71 FLRA No. 77                                                                




















November 20, 2019




Before the Authority:  Colleen Duffy Kiko, Chairman, and Ernest DuBester and James T. Abbott, Members


  1. Statement of the Case


This matter is before the Authority on a negotiability petition filed under § 7105(a)(2)(E) of the Federal Service Labor-Management Relations Statute (Statute),[1] and concerns the negotiability of one proposal.  Because the Agency failed to support its argument that the proposal is outside the duty to bargain, we grant the Union’s petition.


II.            Background


On November 19, 2018, the Agency notified the Union by email that its proposal was “non-negotiable in accordance with 5 [U.S.C. §] 7106(a)(2)(B).”[2]  The Union then timely filed its petition.  After the deadline for the Agency’s statement of position (SOP) passed, the Authority’s Office of Case Intake and Publication issued an order directing the Agency to show cause why the Authority should not find that the Agency’s failure to file a SOP is a concession that the proposal is negotiable.[3]  The Agency did not respond to the order.





III.          Proposal


                The proposal states:


The parties agree that Lead LASs will only complete IQRs when there is an overflow of calls from the QRSs.  Additionally, supervisors will not be completing bargaining unit work to hide the fact that the standards change created an issue for the QRSs and management will not hire more BUEs.[4]

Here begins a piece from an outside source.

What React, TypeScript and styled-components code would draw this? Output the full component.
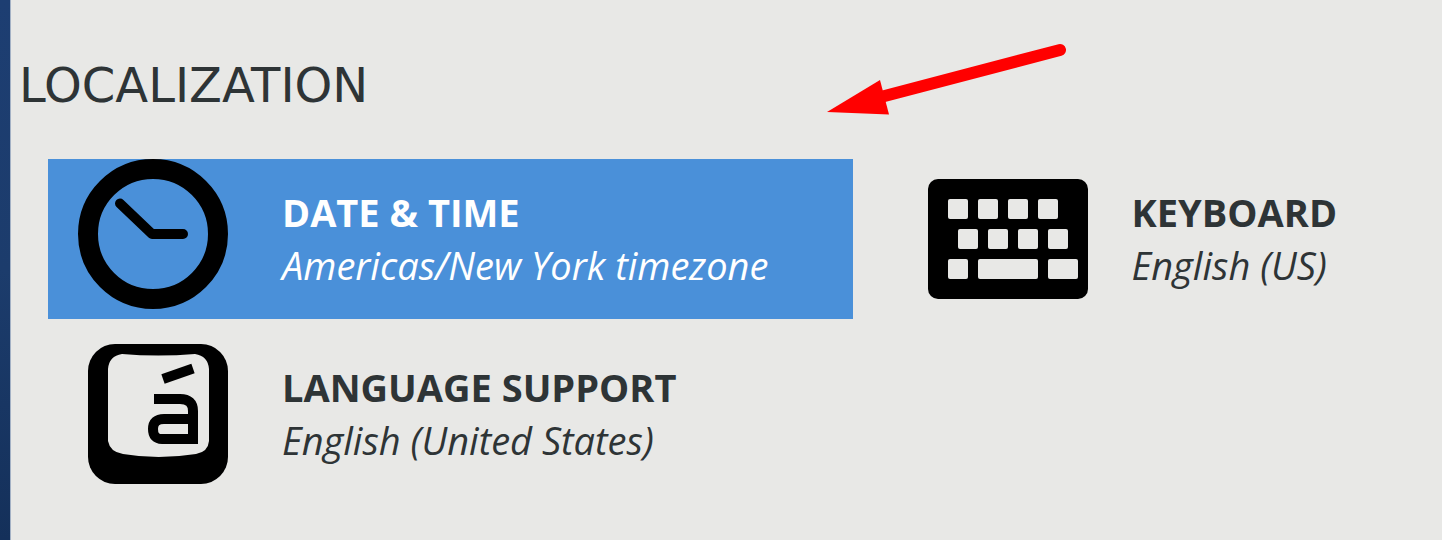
import React from "react";
import styled, { createGlobalStyle } from "styled-components";

const GlobalStyle = createGlobalStyle`
  * { box-sizing: border-box; }
  body { margin: 0; background: #e8e8e6; }
`;

const Screen = styled.div`
  display: flex;
  min-height: 100vh;
  background: #e8e8e6;
  color: #2e3436;
`;

const Sidebar = styled.div`
  flex: 0 0 11px;
  background: linear-gradient(#1d3e72, #1c3c6c 50%, #14305a);
  border-right: 1px solid #a3b1c5;
`;

const Panel = styled.main`
  position: relative;
  flex: 1;
  min-width: 0;
  padding: 57px 8px 40px;
`;

const Heading = styled.h1`
  margin: 0;
  font: 400 48px/56px "DejaVu Sans", sans-serif;
`;

const SpokeGrid = styled.div`
  display: grid;
  grid-template-columns: 3fr 2fr;
  gap: 15px 45px;
  margin: 46px 0 0 29px;
`;

const Spoke = styled.button<{ $selected?: boolean }>`
  display: flex;
  align-items: center;
  gap: 44px;
  min-width: 0;
  height: 160px;
  padding: 0 0 0 30px;
  border: 0;
  text-align: left;
  white-space: nowrap;
  background: ${(p) => (p.$selected ? "#4a90d9" : "transparent")};
  color: ${(p) => (p.$selected ? "#ffffff" : "#2e3436")};
`;

const Icon = styled.svg`
  flex: none;
  width: 160px;
  height: 160px;
  color: #000000;
`;

const Labels = styled.span`
  display: flex;
  flex-direction: column;
  font-family: "Open Sans", "Noto Sans", sans-serif;
  font-size: 38px;
  line-height: 53px;
`;

const Title = styled.span`
  font-weight: 700;
`;

const Status = styled.span`
  font-style: italic;
  font-weight: 400;
`;

const Arrow = styled.svg`
  position: absolute;
  top: 40px;
  left: 57%;
  width: 250px;
  height: 80px;
`;

const ClockIcon = () => (
  <Icon viewBox="0 0 160 160" aria-hidden="true">
    <circle cx="75" cy="75" r="65" fill="none" stroke="currentColor" strokeWidth="20" />
    <path d="M42 44.500 74 75H105" fill="none" stroke="currentColor" strokeWidth="10" strokeLinecap="round" strokeLinejoin="round" />
  </Icon>
);

const keys = [
  [20, 20, 20], [50, 20, 20], [80, 20, 20], [110, 20, 20],
  [30, 50, 20], [60, 50, 20], [90, 50, 20], [120, 50, 20],
  [20, 80, 20], [50, 80, 60], [120, 80, 30],
];

const KeyboardIcon = () => (
  <Icon viewBox="0 0 160 160" aria-hidden="true">
    <rect y="20" width="160" height="120" rx="10" fill="currentColor" />
    {keys.map(([x, y, w]) => (
      <rect key={`${x}-${y}`} x={x} y={y + 20} width={w} height="20" rx="2" fill="#e8e8e6" />
    ))}
  </Icon>
);

const LanguageIcon = () => (
  <Icon viewBox="0 0 160 160" aria-hidden="true">
    <rect x="10" y="10" width="140" height="140" rx="27" fill="currentColor" />
    <path
      d="M44 20Q80 23 117 20Q130 22 131 35V107Q130 118 118 120Q80 126 45 120Q32 118 30 107V35Q31 22 44 20Z"
      fill="#e8e8e6"
    />
    <path d="M85 45 115 34.500" fill="none" stroke="currentColor" strokeWidth="10" />
    <path d="M76 65H102Q115 65 115 77V105H84Q75 105 75 95Q75 85 86 85H115" fill="none" stroke="currentColor" strokeWidth="10" />
  </Icon>
);

const spokes = [
  { title: "DATE & TIME", status: "Americas/New York timezone", icon: ClockIcon, selected: true },
  { title: "KEYBOARD", status: "English (US)", icon: KeyboardIcon },
  { title: "LANGUAGE SUPPORT", status: "English (United States)", icon: LanguageIcon },
];

export default function App() {
  return (
    <>
      <GlobalStyle />
      <Screen>
        <Sidebar />
        <Panel>
          <Heading>LOCALIZATION</Heading>
          <SpokeGrid>
            {spokes.map(({ title, status, icon: SpokeIcon, selected }) => (
              <Spoke key={title} type="button" $selected={selected}>
                <SpokeIcon />
                <Labels>
                  <Title>{title}</Title>
                  <Status>{status}</Status>
                </Labels>
              </Spoke>
            ))}
          </SpokeGrid>
          <Arrow viewBox="0 0 250 80" aria-hidden="true">
            <path d="M233 10 50 58" stroke="#ff0000" strokeWidth="12" strokeLinecap="round" />
            <path d="M0 72 53 40 62 74.500Z" fill="#ff0000" />
          </Arrow>
        </Panel>
      </Screen>
    </>
  );
}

IV.          Analysis and Conclusions


                After the exclusive representative files a petition for review, the agency must file its statement of position, in which it must, “among other things, . . . supply all arguments and authorities in support of its position.”[5]  In addition, an agency “has the burden of raising and supporting arguments that the . . . provision is . . . contrary to law.”[6]  The Authority has found that agencies fail to meet their regulatory burden when they merely cite a law or regulation without explaining how a particular proposal or provision conflicts with that law or regulation.[7]  Additionally, an agency’s “[f]ailure to raise and support an argument will, where appropriate, be deemed a waiver of such argument.”[8]


Here, the Agency did not file a statement of position or respond to the order.  Its email to the Union merely claims, without elaboration, that the proposal is contrary to § 7106(a)(2)(B) of the Statute.[9]  Although the Agency cites a specific section of the Statute,[10] it does not explain which of the three management rights contained in § 7106(a)(2)(B) are affected by the proposal or why the proposal is contrary to law.[11]  Accordingly, we conclude that the Agency has waived its argument that the proposal is contrary to law.[12] 


V.            Decision


We grant the Union’s petition and order the Agency to bargain, upon request, over the proposal.




[2] Pet., Attach. 1 at 4.

[3] Order to Show Cause at 2.

[4] Pet. at 4.  The record shows that “LAS” means                 “Legal Administrative Specialist,” and “IQR” means “individual quality reviews.”  Pet., Attach. 1 at 1.  “QRS” is undefined in the record. 

[6] Id. § 2424.32(b).

[9] Pet., Attach. 1 at 4.

[10] 5 U.S.C. § 7106(a)(2)(B) (“nothing in this chapter shall affect the authority of any management official of any agency . . . to assign work, to make determinations with respect to contracting out, and to determine the personnel by which agency operations shall be conducted”).

[11] E.g., NAIL, Local 7, 67 FLRA 654, 658-59 (2014)      (Member Pizzella dissenting).